The News Desk is a collection of news, notes and breaking items affecting the Fredericksburg community.
Sussex site for tollbooth on I–95
BY SCOTT SHENK
The recent toll application for Interstate 95 pinpoints Sussex County as the area where state officials want to start charging drivers.
Officials also say revenues from the tolls will help lead to more road work in the state, including big projects in the Fredericksburg area.
In its application, the Virginia Department of Transportation calls tolling a “new funding source for I–95” and tells the Federal Highway Administration that the area for the toll is between exits 20 and 24 in Sussex, which is not far from the North Carolina line.
The application also points out that initial toll revenues should allow the state to do more work on the interstate, primarily in the Fredericksburg and Richmond areas.
Opposition has arisen from the trucking industry and localities along I–95. The plan to add tolls to the interstate isn’t popular among drivers either, according to polls.
Cord Sterling said he can’t understand how anyone would be against a plan that will help pay for improvements on I–95, especially in the Fredericksburg region, which he said at times becomes a “parking lot.”

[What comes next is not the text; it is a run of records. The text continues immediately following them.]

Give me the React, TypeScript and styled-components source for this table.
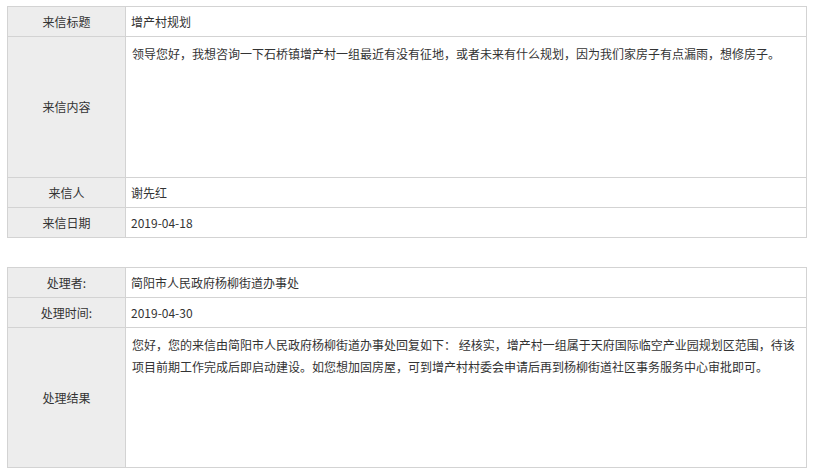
import React, { ReactElement } from 'react'
import styled, { createGlobalStyle } from 'styled-components';

interface Row {
  label: string,
  value: string,
  tall?: number
}

const GlobalStyle = createGlobalStyle`
  body {
    margin: 0;
    padding: 6px 7px 0;
    background: #fff;
    font-family: "Microsoft YaHei", "Noto Sans CJK SC", "Liberation Sans", sans-serif;
    font-size: 12px;
    color: #333;
  }
`;

const Table = styled.table`
  width: 800px;
  border-collapse: collapse;
  border: 1px solid #d3d3d3;
  table-layout: fixed;

  & + & {
    margin-top: 29px;
  }
`;

const Label = styled.td`
  width: 117px;
  background: #ededed;
  border: 1px solid #d3d3d3;
  text-align: center;
  vertical-align: middle;
  padding: 0;
  line-height: 20px;
`;

const Value = styled.td<{ $tall?: number }>`
  border: 1px solid #d3d3d3;
  padding: ${(p) => (p.$tall ? '6px 6px 0' : '0 5px')};
  height: ${(p) => (p.$tall ? p.$tall - 7 : 29)}px;
  vertical-align: ${(p) => (p.$tall ? 'top' : 'middle')};
  line-height: ${(p) => (p.$tall ? '22px' : '20px')};
  color: #333;
`;

const letter: Row[] = [
  { label: '来信标题', value: '增产村规划' },
  {
    label: '来信内容',
    value: '领导您好，我想咨询一下石桥镇增产村一组最近有没有征地，或者未来有什么规划，因为我们家房子有点漏雨，想修房子。',
    tall: 141
  },
  { label: '来信人', value: '谢先红' },
  { label: '来信日期', value: '2019-04-18' }
];

const reply: Row[] = [
  { label: '处理者:', value: '简阳市人民政府杨柳街道办事处' },
  { label: '处理时间:', value: '2019-04-30' },
  {
    label: '处理结果',
    value: '您好，您的来信由简阳市人民政府杨柳街道办事处回复如下： 经核实，增产村一组属于天府国际临空产业园规划区范围，待该项目前期工作完成后即启动建设。如您想加固房屋，可到增产村村委会申请后再到杨柳街道社区事务服务中心审批即可。',
    tall: 140
  }
];

function InfoTable({ rows }: { rows: Row[] }): ReactElement {
  return (
    <Table>
      <tbody>
        {React.Children.toArray(
          rows.map(({ label, value, tall }) => (
            <tr>
              <Label>{label}</Label>
              <Value $tall={tall}>{value}</Value>
            </tr>
          ))
        )}
      </tbody>
    </Table>
  );
}

export default function App(): ReactElement {
  return (
    <>
      <GlobalStyle />
      <InfoTable rows={letter} />
      <InfoTable rows={reply} />
    </>
  )
}
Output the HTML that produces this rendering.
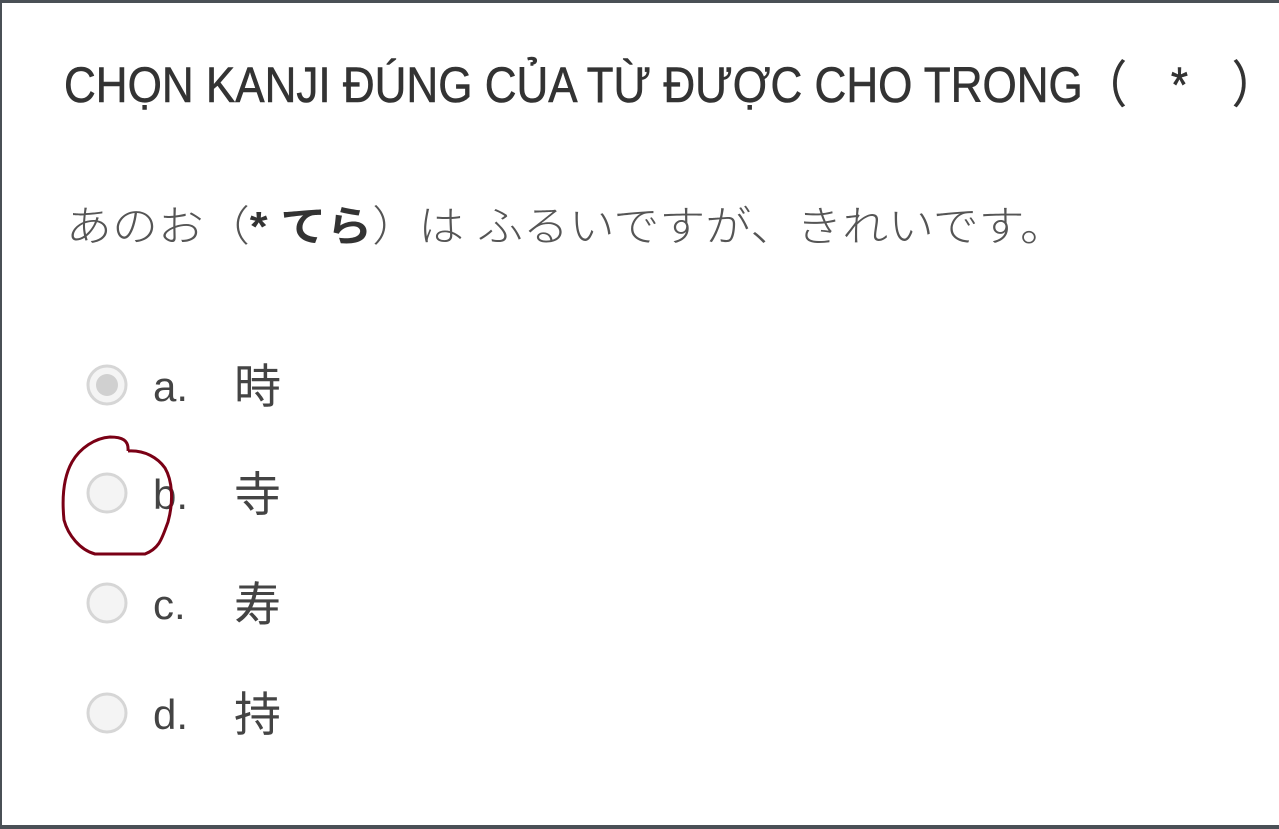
<!DOCTYPE html>
<html><head><meta charset="utf-8"><style>
html,body{margin:0;padding:0;background:#fff;width:1279px;height:829px;overflow:hidden}
</style></head><body>
<svg width="1279" height="829" viewBox="0 0 1279 829" xmlns="http://www.w3.org/2000/svg">
<rect x="0" y="0" width="1279" height="829" fill="#fff"/>
<rect x="0" y="0" width="1279" height="3" fill="#4a5056"/>
<rect x="0" y="0" width="2" height="829" fill="#4a5056"/>
<rect x="0" y="825" width="1279" height="4" fill="#4a5056"/>
<g font-family="Liberation Sans, Noto Sans CJK JP, sans-serif">
<text x="64" y="102" font-size="50" fill="#333" stroke="#333" stroke-width="0.6" textLength="1212" lengthAdjust="spacingAndGlyphs">CHỌN KANJI ĐÚNG CỦA TỪ ĐƯỢC CHO TRONG（　*　）</text>
<text x="66" y="241" font-size="42" fill="#555" font-weight="300" textLength="1000" lengthAdjust="spacingAndGlyphs">あのお（<tspan font-weight="bold" fill="#333">* てら</tspan>）は ふるいですが、きれいです。</text>
<g fill="#f4f4f4" stroke="#d6d6d6" stroke-width="3">
<circle cx="107" cy="385" r="19"/>
<circle cx="107" cy="493" r="19"/>
<circle cx="107" cy="603" r="19"/>
<circle cx="107" cy="713" r="19"/>
</g>
<circle cx="107" cy="385" r="11" fill="#d0d0d0"/>
<g font-size="42" fill="#444">
<text x="153" y="401">a.</text>
<text x="153" y="509">b.</text>
<text x="153" y="619">c.</text>
<text x="153" y="729">d.</text>
</g>
<g font-size="47" fill="#444">
<text x="234" y="403">時</text>
<text x="234" y="511">寺</text>
<text x="234" y="621">寿</text>
<text x="234" y="731">持</text>
</g>
</g>
<path d="M128,451 C129,440 122,437 110,437 C95,438 80,448 72,462 C63,478 62,500 64,520 C68,535 80,550 95,554 L145,554 C160,548 162,538 168,522 C174,500 172,480 165,468 C158,458 145,450 128,451" fill="none" stroke="#7a0015" stroke-width="3"/>
</svg>
</body></html>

Sterling, a Stafford County supervisor and a member of the Commonwealth Transportation Board, said the toll plan is better than raising the gas tax because it will put more of the burden on those who use the interstate and less on Virginians.
“I don’t think that’s unreasonable,” he said Friday, pointing out that he believes the trucking industry is the driving force behind the opposition to the tolls.
More than a dozen localities—from Virginia Beach to Northern Virginia and including Spotsylvania County’s Board of Supervisors—recently have voted against the toll plan.
Last month, Spotsylvania joined 14 other localities in opposing the toll plan, which would charge drivers of cars $4 and tractor–trailers $12. According to news reports, Emporia officials have led the cry against tolls in its area, saying it would be unfair to a community already struggling financially.
The officials against the VDOT plan also have said tolls would lead to congestion on local roads with drivers avoiding them and wasting taxpayer money during construction and operation of the tolls.
They also have noted that the environmental impacts are unknown.
VDOT said in its application that the state’s interstate system is in grave need of an upgrade and there is a funding gap of $10.1 billion.
“We’re running out of money,” said Sterling, “and there are limited options.”
Initial toll revenues could allow for $155 million in I–95 improvements over a six year period, according to the application.
Some of that funding is geared toward the planned new interchange at Courthouse Road in Stafford County.
Funds also could go to “capacity expansion” south of where the interstate’s new electronically tolled express lanes will end at the Garrisonville exit.
There are plans to extend the express lanes to the Massaponax exit.
The expansion along that stretch of I–95 could also include improvements to the U.S. 17 interchange as well as the addition of feeder roads from that spot to State Route 3 in Spotsylvania, across the Rappahannock River.
The state’s toll plan is part of a federal pilot project involving two other states. It originally looked at several potential locations and methods for the tolls. There also were considerations of multiple toll locations. VDOT officials also have said there could eventually be tolls in more than one location.
But the VDOT application to the federal highway authorities mentions only the toll area in Sussex.
Federal authorities have to approve the plan.
VDOT wants to have the toll in effect by next spring.